Few public monuments have been excavated. Some baths have been identified, by remains of hypocausts and by slabs of marble and porphyry used as facing, outside the surrounding wall to the NE on both banks of the Meyrosse. Nor has anything conclusive been found NW of the rampart, in the Palat quarter, where the Carte Archéologique places a hypothetical theater (or amphitheater?) in a hollow on the hillside. However, two fragments of balustrade reused in the rampart in the Late Empire very possibly came from a theater. Outside this same rampart three Roman bridges have been located: the Meyrosse and Saint-Eloi bridges to the E and the Pont-Rompu to the S. All three have been rebuilt since the 15th c., but with Roman blocks or on Roman foundations.

Two necropoleis, to NE and NW, have yielded a number of inscribed funerary stelai and some sarcophagi. Many more stelai were reused in the rampart. Several of the inscriptions and sarcophagi are Christian.

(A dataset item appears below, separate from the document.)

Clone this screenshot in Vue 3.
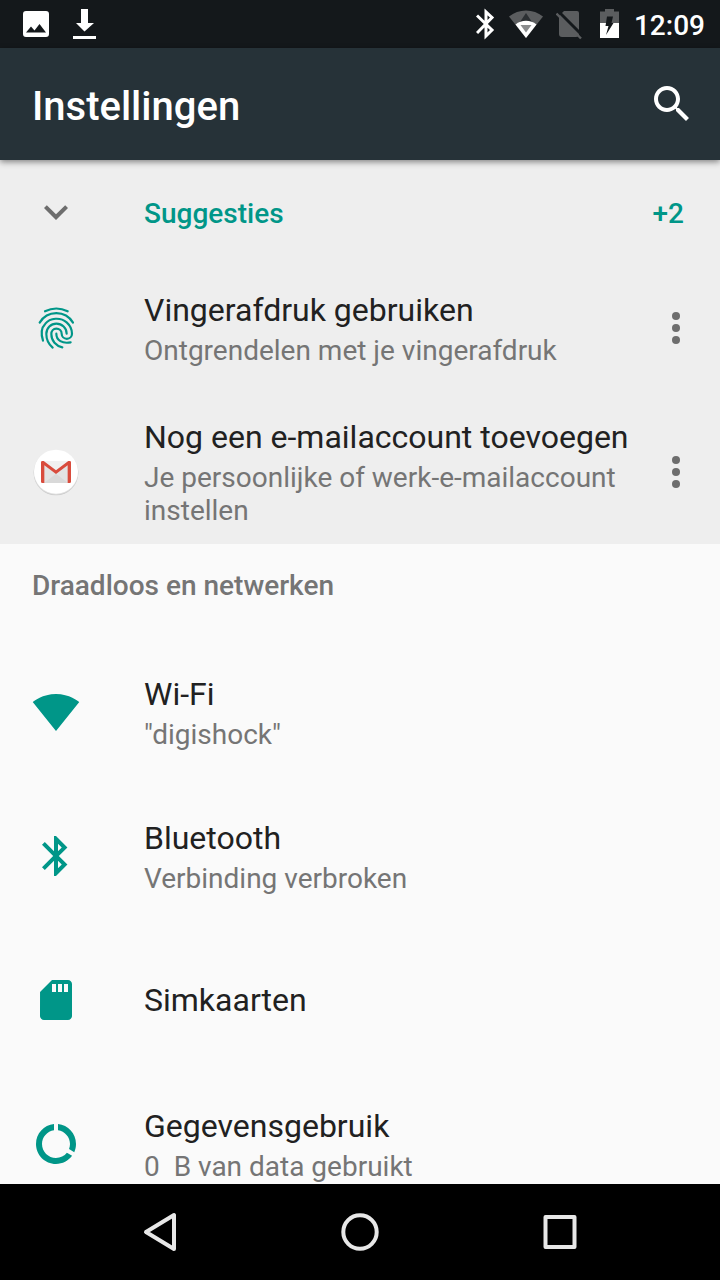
<script setup>
const suggestions = [
  { id: 'fingerprint', title: 'Vingerafdruk gebruiken', summary: 'Ontgrendelen met je vingerafdruk' },
  { id: 'mail', title: 'Nog een e-mailaccount toevoegen', summary: 'Je persoonlijke of werk-e-mailaccount instellen' }
]

const settings = [
  {
    id: 'wifi',
    title: 'Wi-Fi',
    summary: '"digishock"',
    icon: 'M12.01 21.49L23.64 7c-.45-.34-4.93-4-11.64-4C5.28 3 .81 6.66.36 7l11.63 14.49.01.01.01-.01z'
  },
  {
    id: 'bluetooth',
    title: 'Bluetooth',
    summary: 'Verbinding verbroken',
    icon: 'M17.71 7.71L12 2h-1v7.59L6.41 5 5 6.41 10.59 12 5 17.59 6.41 19 11 14.41V22h1l5.71-5.71-4.3-4.29 4.3-4.29zM13 5.83l1.88 1.88L13 9.59V5.83zm1.88 10.46L13 18.17v-3.76l1.88 1.88z'
  },
  {
    id: 'sim',
    title: 'Simkaarten',
    summary: '',
    icon: 'M18 2h-8L4.02 8 4 20c0 1.1.9 2 2 2h12c1.1 0 2-.9 2-2V4c0-1.1-.9-2-2-2zm-6 6h-2V4h2v4zm3 0h-2V4h2v4zm3 0h-2V4h2v4z'
  },
  {
    id: 'data',
    title: 'Gegevensgebruik',
    summary: '0\u00a0 B van data gebruikt',
    icon: 'M13 2.05v3.03c3.39.49 6 3.39 6 6.92 0 .9-.18 1.75-.48 2.54l2.6 1.53c.56-1.24.88-2.62.88-4.07 0-5.18-3.95-9.45-9-9.95zM12 19c-3.87 0-7-3.13-7-7 0-3.53 2.61-6.43 6-6.92V2.05c-5.06.5-9 4.76-9 9.95 0 5.52 4.47 10 9.99 10 3.31 0 6.24-1.61 8.06-4.09l-2.6-1.53C16.17 17.98 14.21 19 12 19z'
  }
]
</script>

<template>
  <div class="screen">
    <div class="status-bar">
      <div class="notifications">
        <svg width="28" height="48" viewBox="0 0 28 48" aria-hidden="true">
          <path fill="#fff" fill-rule="evenodd" d="M4 11h20a3 3 0 0 1 3 3v20a3 3 0 0 1-3 3H4a3 3 0 0 1-3-3V14a3 3 0 0 1 3-3zM4 32.500h20l-6.500-8.500-5 6.500-3.500-4z" />
        </svg>
        <svg width="24" height="48" viewBox="0 0 24 48" aria-hidden="true">
          <path fill="#fff" d="M9 9h7v14h6L12.500 31.500 4 23h5zM1 36h23v3H1z" />
        </svg>
      </div>
      <div class="system">
        <svg width="20" height="48" viewBox="476 0 20 48" aria-hidden="true">
          <path fill="none" stroke="#fff" stroke-width="3" d="M477 15.500l15 14.500-6 6V12l6 5.500L477 33" />
        </svg>
        <svg width="36" height="48" viewBox="508 0 36 48" aria-hidden="true">
          <path fill="#5b5d5f" d="M526 38L509 16.500a27 27 0 0 1 34 0z" />
          <path fill="#2c3033" d="M526 13l6 9h-12z" />
          <path fill="#fff" d="M526 38l-10.500-13.500a16.500 16.500 0 0 1 21 0z" />
          <path fill="#8a8c8d" d="M526 32.500l-5.500-7.500h11z" />
        </svg>
        <svg width="30" height="48" viewBox="556 0 30 48" aria-hidden="true">
          <path fill="#5b5d5f" d="M564 11h13q2 0 2 2v21q0 3-3 3h-14q-3 0-3-3V16z" />
          <path stroke="#14181b" stroke-width="3" d="M558 11l25 25" />
          <path stroke="#5b5d5f" stroke-width="2.400" d="M556.500 13.500l24.500 25" />
        </svg>
        <svg width="24" height="48" viewBox="598 0 24 48" aria-hidden="true">
          <path fill="#5b5d5f" d="M600 11.500h5V9h9v2.500h5V23h-19z" />
          <path fill="#fff" d="M600 23h19v15h-19z" />
          <path fill="#14181b" d="M607 16.500h6l-1.500 6.500h2l-7.500 12 2.500-9h-3z" />
        </svg>
        <span class="clock">12:09</span>
      </div>
    </div>

    <header class="app-bar">
      <h1>Instellingen</h1>
      <button type="button" class="icon-button" aria-label="Zoeken">
        <svg width="48" height="48" viewBox="0 0 24 24" fill="#fff">
          <path d="M15.500 14h-.79l-.28-.27C15.410 12.590 16 11.110 16 9.500 16 5.910 13.090 3 9.500 3S3 5.910 3 9.500 5.910 16 9.500 16c1.610 0 3.090-.59 4.230-1.570l.27.28v.79l5 4.990L20.490 19l-4.990-5zm-6 0C7.010 14 5 11.990 5 9.500S7.010 5 9.500 5 14 7.010 14 9.500 11.990 14 9.500 14z" />
        </svg>
      </button>
    </header>

    <main>
      <section class="suggestions">
        <button type="button" class="suggestions-head" aria-expanded="true">
          <svg width="48" height="48" viewBox="0 0 24 24" fill="#6d6d6d" aria-hidden="true">
            <path d="M16.590 8.590L12 13.170 7.410 8.590 6 10l6 6 6-6z" />
          </svg>
          <span class="head-label">Suggesties</span>
          <span class="head-count">+2</span>
        </button>

        <div v-for="item in suggestions" :key="item.id" class="suggestion">
          <a class="row" :href="'#' + item.id">
            <svg v-if="item.id === 'fingerprint'" class="row-icon" width="48" height="48" viewBox="18 27 144 144" aria-hidden="true">
              <g fill="none" stroke="#009688" stroke-width="6.500" stroke-linecap="round">
                <path d="M57 49Q91 32 125 49" />
                <path d="M41 83C64 45 118 45 141 83" />
                <path d="M51 137C44 115 46 98 58 86C72 68 104 66 122 82C133 92 138 104 138 116A15.500 15.500 0 0 1 107 116C107 107 100 101 91 101C82 101 76 108 76 117C76 138 90 153 109 157" />
                <path d="M80 158C66 146 61 132 61 117C61 99 75 86 91 86C108 86 122 99 122 116" />
                <path d="M91 116C91 136 109 147 134 142" />
              </g>
            </svg>
            <svg v-else class="row-icon" width="48" height="48" viewBox="18 24 144 144" aria-hidden="true">
              <circle cx="90" cy="99" r="67" fill="#c9c9c9" />
              <circle cx="90" cy="97" r="67" fill="#dedede" />
              <circle cx="90" cy="95" r="66" fill="#fff" />
              <path fill="#e3e3e3" d="M49 63h82v66H49z" />
              <path fill="#d9d9d9" d="M54 129l36-28 36 28z" />
              <path fill="#f1f1f1" d="M52 63h76L90 92z" />
              <path fill="#d94c3d" d="M45 67q0-4 4-4h4l37 28 37-28h4q4 0 4 4v58q0 4-4 4h-6V76L90 102 55 76v53h-6q-4 0-4-4z" />
            </svg>
            <span class="text">
              <span class="title">{{ item.title }}</span>
              <span class="summary">{{ item.summary }}</span>
            </span>
          </a>
          <button type="button" class="icon-button" :aria-label="'Meer opties: ' + item.title">
            <svg width="48" height="48" viewBox="0 0 48 48" fill="#6d6d6d">
              <circle cx="24" cy="12" r="4" />
              <circle cx="24" cy="24" r="4" />
              <circle cx="24" cy="36" r="4" />
            </svg>
          </button>
        </div>
      </section>

      <section>
        <h2>Draadloos en netwerken</h2>
        <a v-for="item in settings" :key="item.id" class="row" :href="'#' + item.id">
          <svg class="row-icon" width="48" height="48" viewBox="0 0 24 24" fill="#009688" aria-hidden="true">
            <path :d="item.icon" />
          </svg>
          <span class="text">
            <span class="title">{{ item.title }}</span>
            <span v-if="item.summary" class="summary">{{ item.summary }}</span>
          </span>
        </a>
      </section>
    </main>

    <nav aria-label="Systeemnavigatie">
      <button type="button" aria-label="Terug">
        <svg width="48" height="48" viewBox="0 0 48 48"><path d="M10 24l28-17v34z" /></svg>
      </button>
      <button type="button" aria-label="Startscherm">
        <svg width="48" height="48" viewBox="0 0 48 48"><circle cx="24" cy="24" r="16.700" /></svg>
      </button>
      <button type="button" aria-label="Overzicht">
        <svg width="48" height="48" viewBox="0 0 48 48"><rect x="9.500" y="9" width="29" height="30" /></svg>
      </button>
    </nav>
  </div>
</template>

<style>
body {
  margin: 0;
}
</style>

<style scoped>
.screen {
  height: 100vh;
  display: flex;
  flex-direction: column;
  overflow: hidden;
  background: #fafafa;
  color: #212121;
  font-family: Roboto, "Noto Sans", sans-serif;
}

button {
  margin: 0;
  padding: 0;
  border: 0;
  background: none;
  font-family: inherit;
  cursor: pointer;
}

svg {
  display: block;
  flex: none;
}

.status-bar {
  flex: none;
  display: flex;
  justify-content: space-between;
  height: 48px;
  padding: 0 15px 0 22px;
  background: #14181b;
}

.notifications,
.system {
  display: flex;
  align-items: center;
}

.notifications {
  gap: 22px;
}

.system {
  gap: 12px;
}

.clock {
  padding-top: 4px;
  color: #fff;
  font-size: 28px;
  font-weight: 500;
  line-height: 32px;
}

.app-bar {
  position: relative;
  flex: none;
  display: flex;
  align-items: center;
  justify-content: space-between;
  height: 112px;
  padding: 0 24px 0 32px;
  background: #263238;
  box-shadow: 0 2px 6px rgba(0, 0, 0, 0.45);
}

h1 {
  margin: 0;
  padding-top: 6px;
  color: #fff;
  font-size: 40px;
  font-weight: 500;
  line-height: 48px;
}

main {
  flex: 1;
  min-height: 0;
  overflow: hidden;
}

.suggestions {
  background: #eee;
}

.suggestions-head {
  display: flex;
  align-items: center;
  width: 100%;
  height: 96px;
  padding: 8px 36px 0 32px;
  color: #009688;
  font-size: 28px;
  font-weight: 500;
  line-height: 32px;
  text-align: left;
}

.head-label,
.head-count {
  padding-top: 4px;
}

.head-label {
  flex: 1;
  padding-left: 64px;
}

.suggestion {
  display: flex;
  align-items: center;
  padding-right: 20px;
}

.suggestion .row {
  flex: 1;
  min-width: 0;
}

.row {
  display: flex;
  align-items: center;
  gap: 64px;
  min-height: 144px;
  padding-left: 32px;
  color: inherit;
  text-decoration: none;
}

.text {
  display: flex;
  flex-direction: column;
  gap: 4px;
}

.title {
  font-size: 32px;
  line-height: 40px;
}

.summary {
  color: #757575;
  font-size: 28px;
  line-height: 33px;
}

h2 {
  height: 96px;
  margin: 0;
  padding: 0 32px;
  box-sizing: border-box;
  color: #757575;
  font-size: 28px;
  font-weight: 500;
  line-height: 84px;
}

nav {
  flex: none;
  display: flex;
  justify-content: center;
  height: 96px;
  background: #000;
}

nav button {
  flex: 0 1 200px;
  display: flex;
  align-items: center;
  justify-content: center;
}

nav svg {
  fill: none;
  stroke: #e8e8e8;
  stroke-width: 4;
  stroke-linejoin: round;
}
</style>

Villas and various unidentified buildings have been located both within and outside the rampart. Columns, capitals, marble slabs, pottery, and mosaics have been found; among the latter is a floor in the SE quarter near the cathedral depicting Neptune on a sea-horse surrounded by hexagons decorated with fish. A Christian mosaic showing the four rivers of Paradise was found in the same district (now in the Salle des Archives at the Hôtel de Ville).

Die had a number of temples, known however only from altar inscriptions or religious statues: a Temple of Jupiter (CIL XII, 1563), a temple of Vulcan (App. epigr. of Carte arch., 9), a temple of Kybele and Attis (seven altars or fragments of taurobolium altars), and a temple of Dea Augusta Andarta (CIL XII, 1556-60).

Monuments and objects found at Die are housed in a municipal museum.


H. Desaye, “Notes sur laqueduc romain de Valcroissant à Die,” Rhodania (1952) 8-17; id., Die à l'époque romaine (forthcoming); J. Sautel, Carte archéologique de la Gaule romaine XI, Drôme (1957) 44-71PI; Grenier, Manuel IV (1960) 106-11.